The concluding chapter draws together the book’s key arguments and offers a range of recommendations aimed at improving corporate governance and banking regulation in Africa. These recommendations span legal reform, institutional strengthening, and stakeholder engagement, reinforcing the book’s central thesis that effective governance must be contextually grounded. By emphasising future research directions and policy implications, the conclusion positions the book as both a scholarly contribution and a practical resource for regulators and policymakers. 

Overall, Corporate Governance in Africa is a timely and rigorous contribution to comparative corporate governance and financial regulation scholarship. Its institutional focus, sector-specific analysis, and normative ambition distinguish it from more abstract governance reform debates. The book’s clear and well-structured writing enhances its accessibility, making it suitable not only for academics but also for regulators, practitioners, and policymakers engaged in governance reform in developing and emerging markets. 

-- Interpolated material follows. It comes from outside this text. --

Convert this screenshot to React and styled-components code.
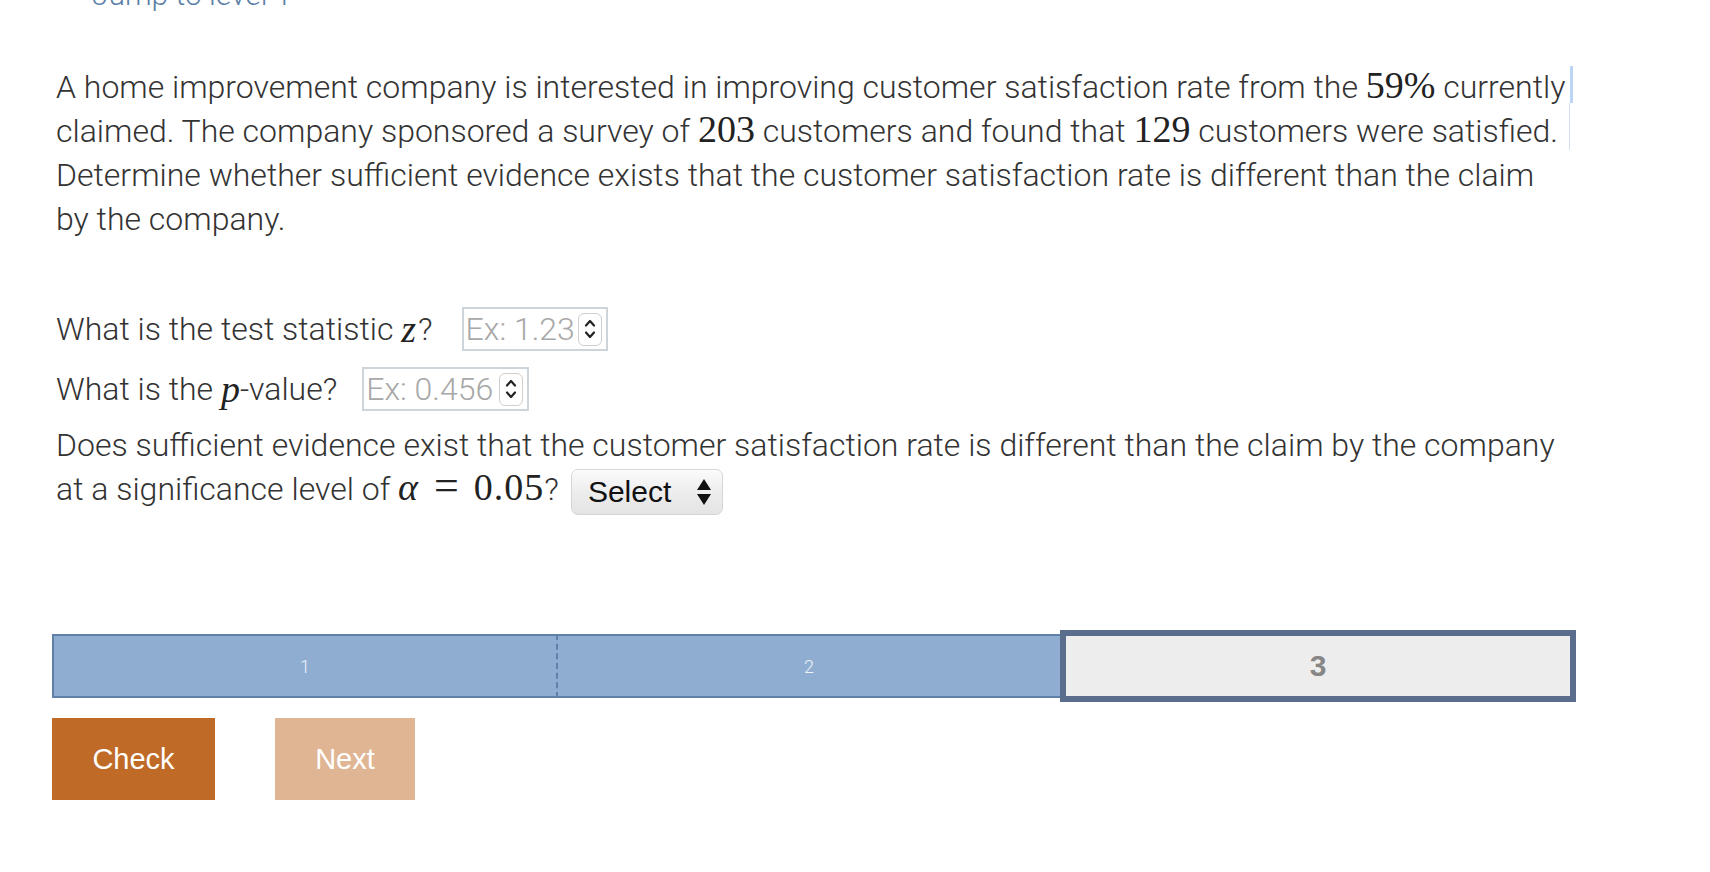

The Functional Stakeholder Model represents a significant and original contribution to contemporary corporate governance discourse in Africa. The book succeeds in reframing how corporate governance can be conceptualised and implemented in institutionally challenging contexts, offering a compelling alternative to governance transplantation narratives. By grounding its analysis in African regulatory realities, the book provides a strong foundation for ongoing scholarship and policy engagement. It is therefore strongly recommended to scholars of corporate governance, banking regulation, and African development, as well as practitioners and policymakers seeking context-sensitive approaches to governance reform.